_Written problem:_ All of the material below is to be restated word for word, apart from the pictures.

_Available data:_
•••••
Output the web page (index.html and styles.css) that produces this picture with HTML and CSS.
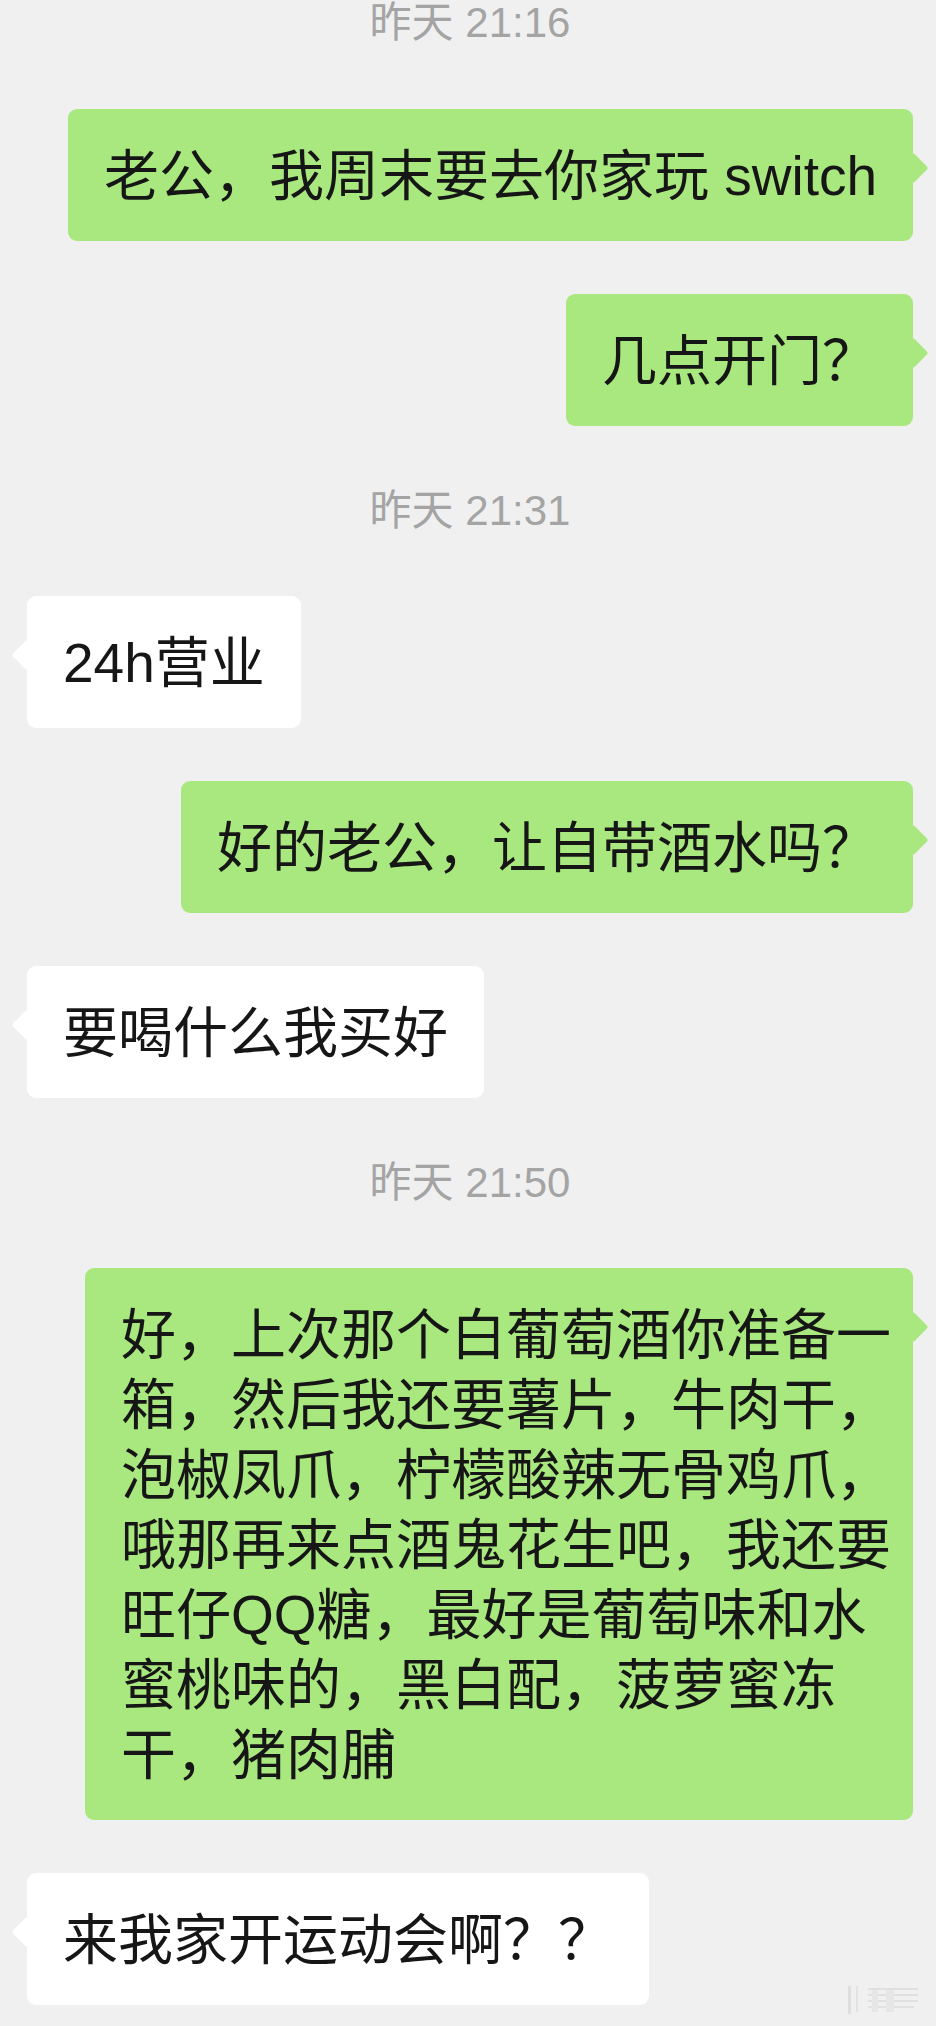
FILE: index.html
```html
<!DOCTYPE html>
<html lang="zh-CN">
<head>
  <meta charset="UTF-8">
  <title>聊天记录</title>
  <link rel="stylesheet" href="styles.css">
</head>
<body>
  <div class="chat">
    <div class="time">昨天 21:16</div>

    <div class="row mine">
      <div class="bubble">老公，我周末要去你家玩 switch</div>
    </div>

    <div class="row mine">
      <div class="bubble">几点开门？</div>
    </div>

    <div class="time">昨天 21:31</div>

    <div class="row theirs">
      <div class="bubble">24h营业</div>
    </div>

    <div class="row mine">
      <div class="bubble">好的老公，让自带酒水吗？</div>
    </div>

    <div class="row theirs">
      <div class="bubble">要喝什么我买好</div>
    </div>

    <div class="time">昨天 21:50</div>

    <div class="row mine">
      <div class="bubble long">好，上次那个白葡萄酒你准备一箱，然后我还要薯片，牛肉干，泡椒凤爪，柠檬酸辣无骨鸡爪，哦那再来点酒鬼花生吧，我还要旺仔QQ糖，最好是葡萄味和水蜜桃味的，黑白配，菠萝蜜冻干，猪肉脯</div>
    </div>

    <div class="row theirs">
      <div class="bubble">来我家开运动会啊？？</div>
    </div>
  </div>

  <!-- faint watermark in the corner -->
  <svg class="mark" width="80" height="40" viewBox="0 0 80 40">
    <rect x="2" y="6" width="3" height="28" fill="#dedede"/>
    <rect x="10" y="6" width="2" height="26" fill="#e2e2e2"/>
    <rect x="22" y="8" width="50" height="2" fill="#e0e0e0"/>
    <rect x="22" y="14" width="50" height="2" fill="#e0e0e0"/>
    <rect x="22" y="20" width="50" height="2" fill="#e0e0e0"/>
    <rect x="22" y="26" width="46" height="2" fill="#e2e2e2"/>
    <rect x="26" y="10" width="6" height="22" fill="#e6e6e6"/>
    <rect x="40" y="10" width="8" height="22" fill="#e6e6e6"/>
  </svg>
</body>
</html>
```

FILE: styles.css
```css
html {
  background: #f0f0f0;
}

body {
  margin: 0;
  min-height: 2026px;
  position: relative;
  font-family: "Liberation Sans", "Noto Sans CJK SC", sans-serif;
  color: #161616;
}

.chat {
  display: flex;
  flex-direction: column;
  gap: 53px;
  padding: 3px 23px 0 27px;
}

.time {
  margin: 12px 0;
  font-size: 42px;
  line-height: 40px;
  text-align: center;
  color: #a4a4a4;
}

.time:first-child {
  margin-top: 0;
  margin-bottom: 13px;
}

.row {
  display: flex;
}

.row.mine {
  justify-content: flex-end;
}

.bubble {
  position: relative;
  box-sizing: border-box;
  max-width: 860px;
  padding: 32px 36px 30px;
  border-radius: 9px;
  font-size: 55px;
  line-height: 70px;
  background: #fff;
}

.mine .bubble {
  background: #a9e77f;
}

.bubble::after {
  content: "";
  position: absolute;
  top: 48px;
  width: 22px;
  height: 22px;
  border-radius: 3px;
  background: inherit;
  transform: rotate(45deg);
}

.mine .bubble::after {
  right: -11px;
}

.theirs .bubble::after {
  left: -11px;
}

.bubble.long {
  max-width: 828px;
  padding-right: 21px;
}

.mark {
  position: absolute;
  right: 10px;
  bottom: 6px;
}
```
•••••
_Solved problem:_
Output the web page (index.html and styles.css) that produces this picture with HTML and CSS.
FILE: index.html
```html
<!DOCTYPE html>
<html lang="zh-CN">
<head>
  <meta charset="UTF-8">
  <title>聊天记录</title>
  <link rel="stylesheet" href="styles.css">
</head>
<body>
  <div class="chat">
    <div class="time">昨天 21:16</div>

    <div class="row mine">
      <div class="bubble">老公，我周末要去你家玩 switch</div>
    </div>

    <div class="row mine">
      <div class="bubble">几点开门？</div>
    </div>

    <div class="time">昨天 21:31</div>

    <div class="row theirs">
      <div class="bubble">24h营业</div>
    </div>

    <div class="row mine">
      <div class="bubble">好的老公，让自带酒水吗？</div>
    </div>

    <div class="row theirs">
      <div class="bubble">要喝什么我买好</div>
    </div>

    <div class="time">昨天 21:50</div>

    <div class="row mine">
      <div class="bubble long">好，上次那个白葡萄酒你准备一箱，然后我还要薯片，牛肉干，泡椒凤爪，柠檬酸辣无骨鸡爪，哦那再来点酒鬼花生吧，我还要旺仔QQ糖，最好是葡萄味和水蜜桃味的，黑白配，菠萝蜜冻干，猪肉脯</div>
    </div>

    <div class="row theirs">
      <div class="bubble">来我家开运动会啊？？</div>
    </div>
  </div>

  <!-- faint watermark in the corner -->
  <svg class="mark" width="80" height="40" viewBox="0 0 80 40">
    <rect x="2" y="6" width="3" height="28" fill="#dedede"/>
    <rect x="10" y="6" width="2" height="26" fill="#e2e2e2"/>
    <rect x="22" y="8" width="50" height="2" fill="#e0e0e0"/>
    <rect x="22" y="14" width="50" height="2" fill="#e0e0e0"/>
    <rect x="22" y="20" width="50" height="2" fill="#e0e0e0"/>
    <rect x="22" y="26" width="46" height="2" fill="#e2e2e2"/>
    <rect x="26" y="10" width="6" height="22" fill="#e6e6e6"/>
    <rect x="40" y="10" width="8" height="22" fill="#e6e6e6"/>
  </svg>
</body>
</html>
```

FILE: styles.css
```css
html {
  background: #f0f0f0;
}

body {
  margin: 0;
  min-height: 2026px;
  position: relative;
  font-family: "Liberation Sans", "Noto Sans CJK SC", sans-serif;
  color: #161616;
}

.chat {
  display: flex;
  flex-direction: column;
  gap: 53px;
  padding: 3px 23px 0 27px;
}

.time {
  margin: 12px 0;
  font-size: 42px;
  line-height: 40px;
  text-align: center;
  color: #a4a4a4;
}

.time:first-child {
  margin-top: 0;
  margin-bottom: 13px;
}

.row {
  display: flex;
}

.row.mine {
  justify-content: flex-end;
}

.bubble {
  position: relative;
  box-sizing: border-box;
  max-width: 860px;
  padding: 32px 36px 30px;
  border-radius: 9px;
  font-size: 55px;
  line-height: 70px;
  background: #fff;
}

.mine .bubble {
  background: #a9e77f;
}

.bubble::after {
  content: "";
  position: absolute;
  top: 48px;
  width: 22px;
  height: 22px;
  border-radius: 3px;
  background: inherit;
  transform: rotate(45deg);
}

.mine .bubble::after {
  right: -11px;
}

.theirs .bubble::after {
  left: -11px;
}

.bubble.long {
  max-width: 828px;
  padding-right: 21px;
}

.mark {
  position: absolute;
  right: 10px;
  bottom: 6px;
}
```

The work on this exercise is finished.